In light of the almost exact similarity between the two scenes, and the fact that Pillement tended to sign and date his work after 1767, it seems logical to assume that the present canvas was also produced during Pillement’s stay in Poland, in all likelihood for Stanislas Augustus, or else someone in his circle who would have been able to see the large pair of chinoiserie pictures firsthand. As very few archival records survive, it is impossible to establish with certainty whether this or the Paris picture is the first version. It is entirely plausible that the smaller canvas could have been intended as a highly-finished preparatory study for the larger oil. Alternatively, it is not inconceivable that Stanislas Augustus, having deemed the larger picture no longer necessary for his requirements, may have been sufficiently enchanted nonetheless by the quality of its decoration and execution to have commissioned another version of the composition for a different project, accordingly adapted to a different-sized space. Unless further documentary evidence comes to light, however, the specific details of Pillement’s creative output during his time in Poland can only remain speculative.

Biographical Note

Jean-Baptiste Pillement (1728-1808) was an extremely prolific painter and draughtsman whose career spanned nearly six decades and at least six different countries. He was born the oldest of five children in Lyon, where he received his initial training with the history painter Daniel Sarrabat (1666-1748), and later worked at the Gobelins tapestry factory in Paris, developing a fluid Rococo style influenced by the genre paintings of Antoine Watteau and François Boucher. He also quickly developed a style of landscape painting influenced by Boucher and Vernet. These two tendencies - decorative rococo/chinoiserie scenes and landscapes – became the predominant styles of his artistic output during his entire career.

In 1745 he left Paris to work in Madrid, and then spent the next twenty-three years living and working outside of France, in Portugal, England, Vienna, and Warsaw, where he was named painter to the King of Poland, Stanislas II Augustus Poniatowski.
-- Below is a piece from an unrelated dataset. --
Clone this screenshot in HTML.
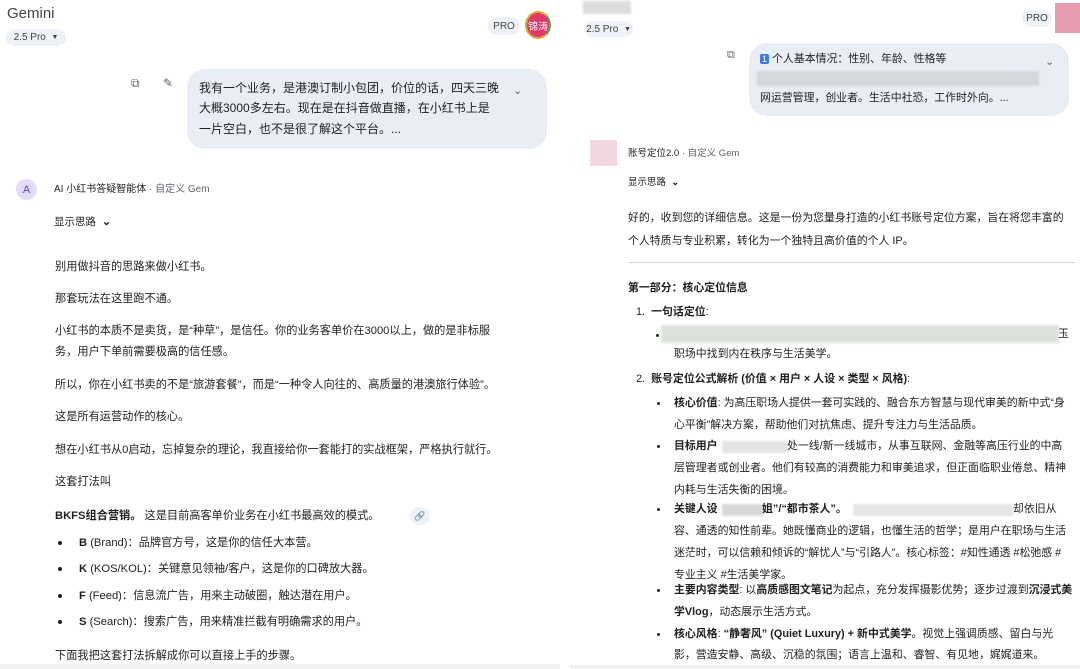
<!DOCTYPE html>
<html><head><meta charset="utf-8"><style>
*{margin:0;padding:0;box-sizing:border-box}
body{width:1080px;height:669px;overflow:hidden;background:#fff;position:relative;font-family:"Liberation Sans","Noto Sans CJK SC",sans-serif;color:#1f1f1f}
.t{position:absolute;white-space:nowrap;line-height:1}
.l{font-size:11.2px}
.r{font-size:10.9px}
b{font-weight:700}
.g{color:#5f6368}
.pill{position:absolute;background:#eef1f6;border-radius:12px;font-size:10px;color:#444;display:flex;align-items:center;justify-content:center}
.bub{position:absolute;background:#e9eef6;border-radius:18px}
.blur{position:absolute;background:#dde3dc;filter:blur(1px)}
.dot{position:absolute;width:4px;height:4px;border-radius:50%;background:#222}
</style></head><body>
<!-- LEFT -->
<div class="t" style="left:7px;top:6px;font-size:15px;color:#444">Gemini</div>
<div class="pill" style="left:6px;top:29px;width:60px;height:17px">2.5 Pro &nbsp;<span style="font-size:7px">▼</span></div>
<div class="pill" style="left:488px;top:17px;width:32px;height:18px">PRO</div>
<div style="position:absolute;left:525px;top:11px;width:26px;height:28px;border-radius:50%;border:2px solid #e8a33b;border-right-color:#4caf50;background:#e0386b;color:#fff;font-size:10px;display:flex;align-items:center;justify-content:center;overflow:hidden">锦涛</div>
<div class="t g" style="left:131px;top:77px;font-size:12px">⧉</div>
<div class="t g" style="left:163px;top:77px;font-size:12px">✎</div>
<div class="bub" style="left:187px;top:69px;width:360px;height:80px"></div>
<div class="t" style="left:199px;top:82px;font-size:12px">我有一个业务，是港澳订制小包团，价位的话，四天三晚</div>
<div class="t" style="left:199px;top:102px;font-size:12px">大概3000多左右。现在是在抖音做直播，在小红书上是</div>
<div class="t" style="left:199px;top:123px;font-size:12px">一片空白，也不是很了解这个平台。...</div>
<div class="t g" style="left:513px;top:86px;font-size:11px">⌄</div>
<div style="position:absolute;left:16px;top:179px;width:21px;height:21px;border-radius:50%;background:#e3dcfb;color:#5b3ee0;font-size:11px;display:flex;align-items:center;justify-content:center">A</div>
<div class="t" style="left:54px;top:185px;font-size:10px">AI 小红书答疑智能体 <span class="g">· 自定义 Gem</span></div>
<div class="t" style="left:54px;top:217px;font-size:10.5px">显示思路 &nbsp;<b style="font-size:11px">⌄</b></div>
<div class="t l" style="left:55px;top:262px">别用做抖音的思路来做小红书。</div>
<div class="t l" style="left:55px;top:294px">那套玩法在这里跑不通。</div>
<div class="t l" style="left:55px;top:326px">小红书的本质不是卖货，是“种草”，是信任。你的业务客单价在3000以上，做的是非标服</div>
<div class="t l" style="left:55px;top:347px">务，用户下单前需要极高的信任感。</div>
<div class="t l" style="left:55px;top:380px">所以，你在小红书卖的不是“旅游套餐”，而是“一种令人向往的、高质量的港澳旅行体验”。</div>
<div class="t l" style="left:55px;top:412px">这是所有运营动作的核心。</div>
<div class="t l" style="left:55px;top:445px">想在小红书从0启动，忘掉复杂的理论，我直接给你一套能打的实战框架，严格执行就行。</div>
<div class="t l" style="left:55px;top:477px">这套打法叫</div>
<div class="t l" style="left:55px;top:511px"><b>BKFS组合营销。</b> 这是目前高客单价业务在小红书最高效的模式。</div>
<div style="position:absolute;left:410px;top:507px;width:20px;height:18px;border-radius:9px;background:#eef1f6;color:#777;font-size:9px;text-align:center;line-height:18px">🔗</div>
<div class="dot" style="left:58px;top:541px"></div><div class="t l" style="left:79px;top:538px"><b>B</b> (Brand)：品牌官方号，这是你的信任大本营。</div>
<div class="dot" style="left:58px;top:567px"></div><div class="t l" style="left:79px;top:564px"><b>K</b> (KOS/KOL)：关键意见领袖/客户，这是你的口碑放大器。</div>
<div class="dot" style="left:58px;top:594px"></div><div class="t l" style="left:79px;top:591px"><b>F</b> (Feed)：信息流广告，用来主动破圈，触达潜在用户。</div>
<div class="dot" style="left:58px;top:620px"></div><div class="t l" style="left:79px;top:617px"><b>S</b> (Search)：搜索广告，用来精准拦截有明确需求的用户。</div>
<div class="t l" style="left:55px;top:651px">下面我把这套打法拆解成你可以直接上手的步骤。</div>
<div style="position:absolute;left:0;top:664px;width:560px;height:5px;background:#f1f1f1"></div>
<!-- RIGHT -->
<div class="blur" style="left:583px;top:1px;width:48px;height:13px;background:#ddd"></div>
<div class="pill" style="left:584px;top:21px;width:49px;height:16px">2.5 Pro &nbsp;<span style="font-size:7px">▼</span></div>
<div class="pill" style="left:1022px;top:10px;width:30px;height:17px">PRO</div>
<div style="position:absolute;left:1055px;top:3px;width:25px;height:30px;background:#e69aad"></div>
<div class="t g" style="left:727px;top:50px;font-size:11px">⧉</div>
<div class="bub" style="left:749px;top:43px;width:320px;height:73px"></div>
<div class="t r" style="left:760px;top:54px"><span style="background:#3b7dd8;color:#fff;font-size:9px;padding:0 2px;border-radius:2px">1</span> 个人基本情况：性别、年龄、性格等</div>
<div class="blur" style="left:757px;top:71px;width:282px;height:15px;background:#d3d8dd"></div>
<div class="t r" style="left:760px;top:93px">网运营管理，创业者。生活中社恐，工作时外向。...</div>
<div class="t g" style="left:1045px;top:57px;font-size:11px">⌄</div>
<div style="position:absolute;left:590px;top:140px;width:27px;height:26px;background:#f2d7de"></div>
<div class="t" style="left:628px;top:149px;font-size:9.5px">账号定位2.0 <span class="g">· 自定义 Gem</span></div>
<div class="t" style="left:628px;top:178px;font-size:9.5px">显示思路 &nbsp;<b>⌄</b></div>
<div class="t r" style="left:628px;top:213px">好的，收到您的详细信息。这是一份为您量身打造的小红书账号定位方案，旨在将您丰富的</div>
<div class="t r" style="left:628px;top:236px">个人特质与专业积累，转化为一个独特且高价值的个人 IP。</div>
<div style="position:absolute;left:628px;top:262px;width:447px;height:1px;background:#d6d6d6"></div>
<div class="t r" style="left:628px;top:283px"><b>第一部分：核心定位信息</b></div>
<div class="t r" style="left:636px;top:307px">1.&nbsp;&nbsp;<b>一句话定位</b>:</div>
<div class="dot" style="left:656px;top:334px;width:3px;height:3px"></div>
<div class="blur" style="left:661px;top:325px;width:398px;height:18px"></div>
<div class="t r" style="left:1058px;top:329px">玉</div>
<div class="t r" style="left:674px;top:349px">职场中找到内在秩序与生活美学。</div>
<div class="t r" style="left:636px;top:374px">2.&nbsp;&nbsp;<b>账号定位公式解析 (价值 × 用户 × 人设 × 类型 × 风格)</b>:</div>
<div class="dot" style="left:657px;top:402px;width:3px;height:3px"></div>
<div class="t r" style="left:674px;top:398px"><b>核心价值</b>: 为高压职场人提供一套可实践的、融合东方智慧与现代审美的新中式“身</div>
<div class="t r" style="left:674px;top:420px">心平衡”解决方案，帮助他们对抗焦虑、提升专注力与生活品质。</div>
<div class="dot" style="left:657px;top:445px;width:3px;height:3px"></div>
<div class="t r" style="left:674px;top:441px"><b>目标用户</b></div>
<div class="blur" style="left:722px;top:441px;width:66px;height:12px;background:#e4e4e4"></div>
<div class="t r" style="left:787px;top:441px">处一线/新一线城市，从事互联网、金融等高压行业的中高</div>
<div class="t r" style="left:674px;top:463px">层管理者或创业者。他们有较高的消费能力和审美追求，但正面临职业倦怠、精神</div>
<div class="t r" style="left:674px;top:485px">内耗与生活失衡的困境。</div>
<div class="dot" style="left:657px;top:508px;width:3px;height:3px"></div>
<div class="t r" style="left:674px;top:504px"><b>关键人设</b></div>
<div class="blur" style="left:722px;top:504px;width:42px;height:12px;background:#d8d8d8"></div>
<div class="t r" style="left:762px;top:504px"><b>姐”/“都市茶人”。</b></div>
<div class="blur" style="left:853px;top:504px;width:160px;height:12px;background:#e6e6e6"></div>
<div class="t r" style="left:1013px;top:504px">却依旧从</div>
<div class="t r" style="left:674px;top:526px">容、通透的知性前辈。她既懂商业的逻辑，也懂生活的哲学；是用户在职场与生活</div>
<div class="t r" style="left:674px;top:548px">迷茫时，可以信赖和倾诉的“解忧人”与“引路人”。核心标签：#知性通透 #松弛感 #</div>
<div class="t r" style="left:674px;top:570px">专业主义 #生活美学家。</div>
<div class="dot" style="left:657px;top:589px;width:3px;height:3px"></div>
<div class="t r" style="left:674px;top:585px"><b>主要内容类型</b>: 以<b>高质感图文笔记</b>为起点，充分发挥摄影优势；逐步过渡到<b>沉浸式美</b></div>
<div class="t r" style="left:674px;top:607px"><b>学Vlog</b>，动态展示生活方式。</div>
<div class="dot" style="left:657px;top:633px;width:3px;height:3px"></div>
<div class="t r" style="left:674px;top:629px"><b>核心风格</b>: <b>“静奢风” (Quiet Luxury) + 新中式美学</b>。视觉上强调质感、留白与光</div>
<div class="t r" style="left:674px;top:650px">影，营造安静、高级、沉稳的氛围；语言上温和、睿智、有见地，娓娓道来。</div>
<div style="position:absolute;left:570px;top:665px;width:510px;height:4px;background:#f1f1f1"></div>
</body></html>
The later years of his life appear to have been divided between France, England and Portugal, where his commissions included the South Sea room in the Viscount de Asseca’s palace at Sintra, greatly admired by William Beckford; eleven paintings for the actor David Garrick’s villa at Hampton Court (which the artist referred to as bagatelles ) and three paintings for the Petit Trianon ordered by Marie-Antoinette, who appointed Pillement peintre de la Reine.

Pillement’s highly inventive and inexhaustible repertoire of designs exerted a huge influence on artists working in the rococo style, and they were disseminated widely, not least in England, through published volumes of engravings after his work, notably Recueil de différentes fleurs de fantaisie dans le goût chinois (London 1760) and One Hundred and Thirty Figures and Ornaments and Some Flowers in the Chinese Style (London 1767).